The majority of the most well-known toss-up contests were in five states: Missouri, Nevada, New Hampshire, North Carolina, and Pennsylvania, before Indiana and Wisconsin joined the group in the waning days of the campaign. In the end, all but Nevada and possibly New Hampshire broke in the Republicans' favor. Most of these races were tight, as expected.
The biggest margin surprise was Republican Todd Young scoring a ten-point victory in Indiana over former Sen. Evan Bayh (D), who originally led by 21 points. North Carolina Sen. Richard Burr (R) scored a six-point win, but all of the other toss-ups were in the two to three point realm. The biggest surprise of the night was Sen. Ron Johnson (R) holding his Wisconsin seat despite only two polls during the entire last year ever showing him to be ahead. Though the race closed in the end, former Sen. Russ Feingold (D) continued to hold a consistent advantage.
Catherine Cortez Masto (D-NV) held the Democrats' open Nevada seat, and becomes the first female candidate of Latin descent to enter the US Senate. Missouri Sen. Roy Blunt (R), on the ropes during the last few weeks of the campaign, managed to secure a three-point victory. In another surprise, Pennsylvania Sen. Pat Toomey (R) again defied the odds and held his marginal seat, also in the face of bad polling, to secure another six-year term.
The two states that did flip from R to D was Illinois and New Hampshire, where Rep. Tammy Duckworth (D-Hoffman Estates) successfully unseated first-term Sen. Mark Kirk (R), as expected. Incumbent Senator Kelly Ayotte (R) lost re-election to Governor Maggie Hassan (D).
Republicans held their House majority, only losing six seats. This brings the new majority of 241 Republicans and 194 Democrats.
Republicans held the House largely because of favorable redistricting maps, and a poor Democratic candidate recruiting season minimized the latter party's number of competitive challengers, plus a moderately favorable turnout model at the top of the ticket.

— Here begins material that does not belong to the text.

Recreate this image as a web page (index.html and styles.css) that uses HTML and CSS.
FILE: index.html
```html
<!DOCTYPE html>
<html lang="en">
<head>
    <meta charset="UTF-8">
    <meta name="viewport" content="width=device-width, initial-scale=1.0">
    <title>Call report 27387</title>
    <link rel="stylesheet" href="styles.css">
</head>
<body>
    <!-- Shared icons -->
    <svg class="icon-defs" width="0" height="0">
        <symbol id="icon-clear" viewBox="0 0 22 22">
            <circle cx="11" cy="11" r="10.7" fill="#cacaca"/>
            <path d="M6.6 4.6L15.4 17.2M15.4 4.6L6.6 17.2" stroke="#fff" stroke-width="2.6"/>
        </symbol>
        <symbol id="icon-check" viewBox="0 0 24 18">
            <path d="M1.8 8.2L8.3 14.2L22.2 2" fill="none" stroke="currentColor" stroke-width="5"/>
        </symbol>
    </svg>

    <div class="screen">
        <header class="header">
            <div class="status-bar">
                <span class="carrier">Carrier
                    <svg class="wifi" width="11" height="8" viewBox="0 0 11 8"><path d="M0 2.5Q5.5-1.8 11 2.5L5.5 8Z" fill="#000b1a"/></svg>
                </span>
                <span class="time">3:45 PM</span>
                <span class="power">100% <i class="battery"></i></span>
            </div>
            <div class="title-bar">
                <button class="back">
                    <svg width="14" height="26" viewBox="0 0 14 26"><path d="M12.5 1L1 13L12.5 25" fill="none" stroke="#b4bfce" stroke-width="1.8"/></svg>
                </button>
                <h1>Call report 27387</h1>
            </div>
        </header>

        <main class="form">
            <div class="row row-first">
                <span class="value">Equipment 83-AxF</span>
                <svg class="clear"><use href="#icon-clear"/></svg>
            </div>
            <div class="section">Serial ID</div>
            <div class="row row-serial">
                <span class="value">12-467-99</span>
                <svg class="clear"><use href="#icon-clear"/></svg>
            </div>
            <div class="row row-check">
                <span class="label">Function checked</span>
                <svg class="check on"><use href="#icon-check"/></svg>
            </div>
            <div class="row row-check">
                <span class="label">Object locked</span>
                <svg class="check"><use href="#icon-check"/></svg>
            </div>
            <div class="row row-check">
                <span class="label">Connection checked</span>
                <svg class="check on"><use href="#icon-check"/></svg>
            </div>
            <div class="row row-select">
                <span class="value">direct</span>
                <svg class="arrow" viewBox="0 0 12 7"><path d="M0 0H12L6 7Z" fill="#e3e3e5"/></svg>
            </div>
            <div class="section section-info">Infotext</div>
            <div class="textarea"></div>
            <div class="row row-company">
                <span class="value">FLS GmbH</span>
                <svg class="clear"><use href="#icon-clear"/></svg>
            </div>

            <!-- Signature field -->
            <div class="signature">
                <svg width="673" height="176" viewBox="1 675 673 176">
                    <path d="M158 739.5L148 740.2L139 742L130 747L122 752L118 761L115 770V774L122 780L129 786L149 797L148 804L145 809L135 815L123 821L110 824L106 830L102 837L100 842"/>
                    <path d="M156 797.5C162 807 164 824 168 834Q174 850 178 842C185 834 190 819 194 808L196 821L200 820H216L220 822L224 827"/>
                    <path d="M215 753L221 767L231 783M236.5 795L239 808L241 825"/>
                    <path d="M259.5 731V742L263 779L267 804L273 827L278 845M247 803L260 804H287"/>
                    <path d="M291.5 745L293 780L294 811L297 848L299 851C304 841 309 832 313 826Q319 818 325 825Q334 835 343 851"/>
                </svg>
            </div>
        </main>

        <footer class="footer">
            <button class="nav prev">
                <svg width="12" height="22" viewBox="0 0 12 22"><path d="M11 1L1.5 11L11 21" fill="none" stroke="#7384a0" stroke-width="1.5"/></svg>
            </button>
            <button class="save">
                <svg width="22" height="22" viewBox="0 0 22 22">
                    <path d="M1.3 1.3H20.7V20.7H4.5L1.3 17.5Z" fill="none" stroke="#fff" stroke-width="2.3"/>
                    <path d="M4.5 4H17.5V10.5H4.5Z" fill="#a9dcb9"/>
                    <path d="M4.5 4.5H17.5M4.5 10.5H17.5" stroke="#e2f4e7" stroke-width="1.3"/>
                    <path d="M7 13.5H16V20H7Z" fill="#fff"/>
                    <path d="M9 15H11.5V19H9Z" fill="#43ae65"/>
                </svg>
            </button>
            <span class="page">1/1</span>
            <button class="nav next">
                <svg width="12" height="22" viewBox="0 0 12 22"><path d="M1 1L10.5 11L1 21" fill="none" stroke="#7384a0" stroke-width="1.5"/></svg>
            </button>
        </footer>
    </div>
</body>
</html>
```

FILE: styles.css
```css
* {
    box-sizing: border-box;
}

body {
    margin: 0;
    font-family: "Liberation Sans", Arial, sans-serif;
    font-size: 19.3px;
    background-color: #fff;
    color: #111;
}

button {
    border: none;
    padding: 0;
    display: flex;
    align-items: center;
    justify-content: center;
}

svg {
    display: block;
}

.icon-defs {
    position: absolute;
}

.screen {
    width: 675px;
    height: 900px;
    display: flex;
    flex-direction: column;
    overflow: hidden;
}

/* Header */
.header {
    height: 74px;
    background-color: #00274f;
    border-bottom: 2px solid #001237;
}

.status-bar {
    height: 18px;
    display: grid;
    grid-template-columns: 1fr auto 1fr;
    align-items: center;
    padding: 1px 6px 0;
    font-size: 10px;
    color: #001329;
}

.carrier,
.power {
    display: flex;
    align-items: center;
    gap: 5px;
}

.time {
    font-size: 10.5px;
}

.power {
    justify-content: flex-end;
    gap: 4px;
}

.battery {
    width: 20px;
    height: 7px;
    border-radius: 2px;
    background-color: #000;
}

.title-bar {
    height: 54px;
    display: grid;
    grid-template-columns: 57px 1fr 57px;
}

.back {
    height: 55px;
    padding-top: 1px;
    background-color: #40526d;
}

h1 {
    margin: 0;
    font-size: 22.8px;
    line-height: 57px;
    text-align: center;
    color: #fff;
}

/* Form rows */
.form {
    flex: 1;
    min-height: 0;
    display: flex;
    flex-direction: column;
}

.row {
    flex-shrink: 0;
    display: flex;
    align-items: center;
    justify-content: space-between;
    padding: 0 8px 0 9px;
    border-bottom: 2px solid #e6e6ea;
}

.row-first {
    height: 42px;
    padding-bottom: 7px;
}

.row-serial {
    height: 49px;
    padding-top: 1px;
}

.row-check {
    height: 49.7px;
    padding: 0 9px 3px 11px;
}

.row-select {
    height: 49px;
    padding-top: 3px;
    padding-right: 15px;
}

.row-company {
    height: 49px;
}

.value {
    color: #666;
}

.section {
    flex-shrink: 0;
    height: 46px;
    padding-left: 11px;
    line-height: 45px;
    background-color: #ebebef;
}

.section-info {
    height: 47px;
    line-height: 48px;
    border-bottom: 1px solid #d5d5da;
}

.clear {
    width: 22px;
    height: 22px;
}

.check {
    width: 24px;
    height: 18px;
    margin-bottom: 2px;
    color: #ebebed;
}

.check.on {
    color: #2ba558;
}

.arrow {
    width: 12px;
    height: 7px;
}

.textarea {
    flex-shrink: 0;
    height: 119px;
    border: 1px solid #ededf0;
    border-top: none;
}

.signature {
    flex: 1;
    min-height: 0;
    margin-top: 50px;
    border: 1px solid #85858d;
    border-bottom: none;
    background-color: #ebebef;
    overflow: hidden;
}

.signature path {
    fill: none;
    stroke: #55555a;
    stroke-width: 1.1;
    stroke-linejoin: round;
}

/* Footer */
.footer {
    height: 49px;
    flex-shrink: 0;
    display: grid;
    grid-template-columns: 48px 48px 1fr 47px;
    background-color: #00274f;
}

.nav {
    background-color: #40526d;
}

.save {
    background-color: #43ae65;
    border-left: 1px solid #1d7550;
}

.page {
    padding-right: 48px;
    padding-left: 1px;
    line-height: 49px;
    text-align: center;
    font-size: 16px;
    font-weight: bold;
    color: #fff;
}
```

Republicans maintained 90% of their open seats, which includes likely December 10th run-off contests in Louisiana's Districts 3and 4.
Though Democrats ran with a strategy of attempting to tie all Republican candidates to who they believed was a flawed presidential nominee in Donald Trump, the approach failed. Republicans were able to re-elect all but six of their incumbents, thus underscoring that the Trump/GOP House member connection produced relatively few Democratic victories. Of the incumbent and open seat GOP losses, four were directly due to mid-decade redistricting plans that were enacted before the 2016 election.

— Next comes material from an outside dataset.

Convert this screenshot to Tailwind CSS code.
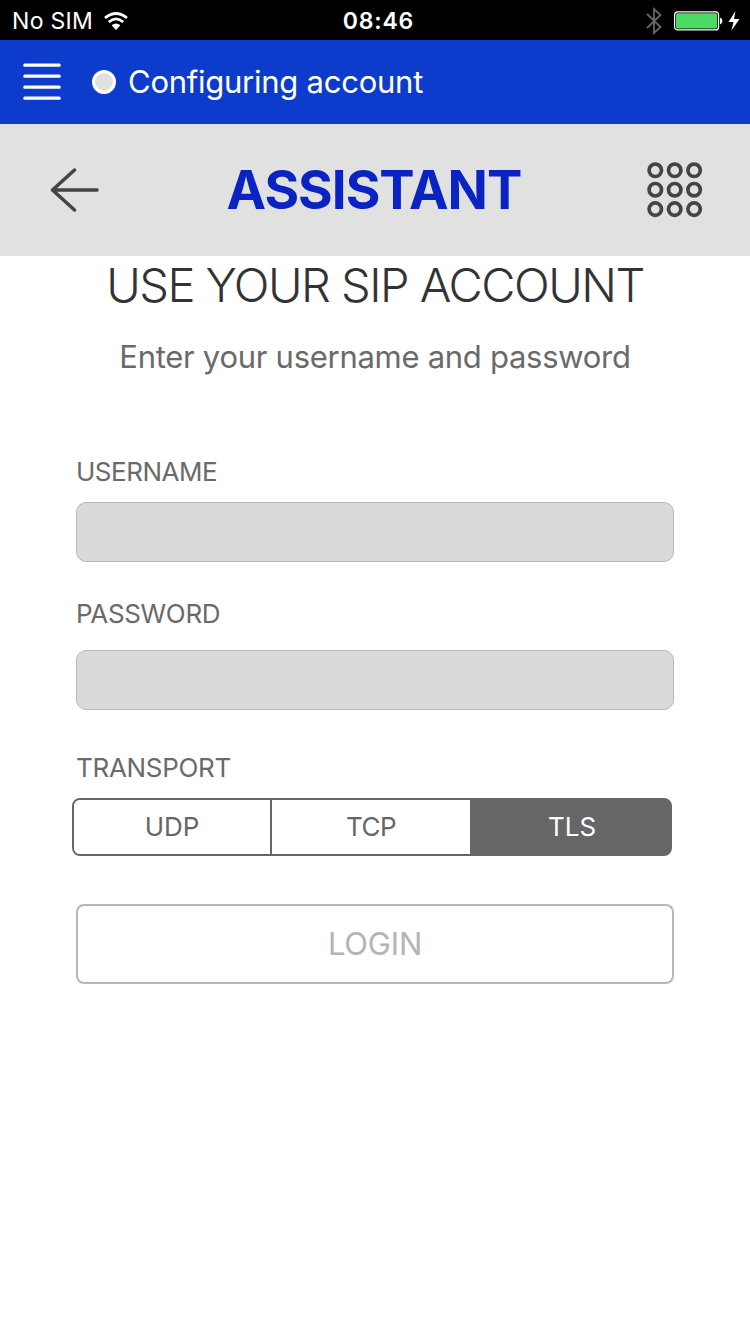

Several Republicans like Rep. Mike Coffman (R-CO-6) and Rod Blum (R-IA-1) again survived in difficult districts for any Republican.

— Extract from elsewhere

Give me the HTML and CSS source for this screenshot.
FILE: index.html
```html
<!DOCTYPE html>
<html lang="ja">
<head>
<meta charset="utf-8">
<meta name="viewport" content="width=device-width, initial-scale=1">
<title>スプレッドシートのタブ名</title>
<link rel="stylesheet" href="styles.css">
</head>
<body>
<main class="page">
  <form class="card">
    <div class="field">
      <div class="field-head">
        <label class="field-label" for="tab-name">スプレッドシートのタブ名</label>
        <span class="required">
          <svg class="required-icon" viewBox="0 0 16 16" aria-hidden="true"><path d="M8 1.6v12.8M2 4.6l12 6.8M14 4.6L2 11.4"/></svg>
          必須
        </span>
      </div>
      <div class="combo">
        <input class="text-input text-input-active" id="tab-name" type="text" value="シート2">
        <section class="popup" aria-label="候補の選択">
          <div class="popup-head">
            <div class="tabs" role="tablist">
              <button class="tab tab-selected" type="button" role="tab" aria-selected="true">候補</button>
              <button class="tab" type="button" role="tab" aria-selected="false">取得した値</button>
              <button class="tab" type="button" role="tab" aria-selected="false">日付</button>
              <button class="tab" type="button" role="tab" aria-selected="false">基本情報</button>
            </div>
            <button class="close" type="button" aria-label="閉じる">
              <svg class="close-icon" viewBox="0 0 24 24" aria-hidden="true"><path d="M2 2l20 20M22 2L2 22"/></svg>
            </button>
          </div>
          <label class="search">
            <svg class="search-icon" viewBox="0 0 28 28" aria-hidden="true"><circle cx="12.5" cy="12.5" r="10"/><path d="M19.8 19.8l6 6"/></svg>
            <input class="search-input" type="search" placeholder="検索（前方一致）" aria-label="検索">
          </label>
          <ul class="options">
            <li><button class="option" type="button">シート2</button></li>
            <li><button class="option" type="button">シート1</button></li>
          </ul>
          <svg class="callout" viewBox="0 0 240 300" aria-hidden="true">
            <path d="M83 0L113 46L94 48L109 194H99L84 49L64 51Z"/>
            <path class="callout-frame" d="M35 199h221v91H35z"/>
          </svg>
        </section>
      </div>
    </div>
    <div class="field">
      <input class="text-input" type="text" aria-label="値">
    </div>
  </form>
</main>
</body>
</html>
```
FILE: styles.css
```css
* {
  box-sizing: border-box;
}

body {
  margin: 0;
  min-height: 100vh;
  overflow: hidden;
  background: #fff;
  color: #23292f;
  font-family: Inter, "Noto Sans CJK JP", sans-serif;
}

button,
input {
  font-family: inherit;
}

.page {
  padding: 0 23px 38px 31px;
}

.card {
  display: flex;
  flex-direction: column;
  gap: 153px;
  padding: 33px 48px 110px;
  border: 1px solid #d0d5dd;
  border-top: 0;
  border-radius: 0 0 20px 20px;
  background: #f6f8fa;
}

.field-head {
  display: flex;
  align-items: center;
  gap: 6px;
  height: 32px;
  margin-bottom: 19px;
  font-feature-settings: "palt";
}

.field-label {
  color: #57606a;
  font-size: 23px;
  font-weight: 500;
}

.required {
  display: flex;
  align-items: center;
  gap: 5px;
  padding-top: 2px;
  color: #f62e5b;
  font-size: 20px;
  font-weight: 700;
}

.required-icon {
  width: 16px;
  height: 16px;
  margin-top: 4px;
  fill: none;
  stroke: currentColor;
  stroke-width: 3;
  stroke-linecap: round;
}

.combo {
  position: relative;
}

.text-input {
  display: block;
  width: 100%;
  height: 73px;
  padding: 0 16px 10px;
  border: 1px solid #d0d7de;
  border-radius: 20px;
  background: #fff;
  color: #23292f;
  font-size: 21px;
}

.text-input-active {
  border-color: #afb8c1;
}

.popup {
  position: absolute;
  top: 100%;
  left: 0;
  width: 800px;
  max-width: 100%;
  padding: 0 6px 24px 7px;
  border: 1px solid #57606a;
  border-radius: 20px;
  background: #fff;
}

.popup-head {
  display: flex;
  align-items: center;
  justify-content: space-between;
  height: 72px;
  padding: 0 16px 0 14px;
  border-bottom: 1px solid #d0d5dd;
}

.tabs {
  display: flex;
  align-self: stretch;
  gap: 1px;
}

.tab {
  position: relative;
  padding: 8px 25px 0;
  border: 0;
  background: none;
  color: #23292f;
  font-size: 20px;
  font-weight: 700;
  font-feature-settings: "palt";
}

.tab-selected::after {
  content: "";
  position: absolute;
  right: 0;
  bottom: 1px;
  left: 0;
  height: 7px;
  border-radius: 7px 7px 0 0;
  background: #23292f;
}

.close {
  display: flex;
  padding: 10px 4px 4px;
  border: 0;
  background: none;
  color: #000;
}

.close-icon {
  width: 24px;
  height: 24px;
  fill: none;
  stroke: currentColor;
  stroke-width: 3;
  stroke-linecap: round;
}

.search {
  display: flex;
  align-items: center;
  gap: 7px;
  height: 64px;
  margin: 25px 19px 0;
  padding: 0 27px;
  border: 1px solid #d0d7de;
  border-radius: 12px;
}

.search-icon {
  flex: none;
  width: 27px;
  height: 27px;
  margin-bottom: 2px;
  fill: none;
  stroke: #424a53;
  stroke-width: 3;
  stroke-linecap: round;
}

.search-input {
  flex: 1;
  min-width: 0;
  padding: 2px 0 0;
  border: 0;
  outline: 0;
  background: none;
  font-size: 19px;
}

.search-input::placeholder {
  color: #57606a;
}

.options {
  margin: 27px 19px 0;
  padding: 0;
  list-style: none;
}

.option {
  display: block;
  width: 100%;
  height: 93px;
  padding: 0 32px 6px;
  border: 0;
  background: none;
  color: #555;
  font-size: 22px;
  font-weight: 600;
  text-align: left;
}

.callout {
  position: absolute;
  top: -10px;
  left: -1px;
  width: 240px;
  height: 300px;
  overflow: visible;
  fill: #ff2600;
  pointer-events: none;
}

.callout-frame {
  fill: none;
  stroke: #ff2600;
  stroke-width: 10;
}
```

Twelve gubernatorial races were on the ballot, yielding party changes that favored Republicans. Democrats may have converted one Republican state house, that in North Carolina as Attorney General Roy Cooper (D) leads incumbent Pat McCrory (R) by just 5,000. It is unclear if any absentee or provisional ballots remain to be counted. Republicans took Democratic posts in Missouri, New Hampshire and Vermont. Open seats in Delaware and West Virginia remained in Democratic hands, while Republicans held their two open seats in Indiana and North Dakota.
Democratic incumbents were re-elected in Montana (Gov. Steve Bullock) in a close election, Oregon (Gov. Kate Brown), and Washington (Gov. Jay Inslee), while Republicans held Utah (Gov. Gary Herbert).
Overall, the gubernatorial count advances to 33R-16D-1I, with Alaska Gov. Bill Walker (I) being a former Republican.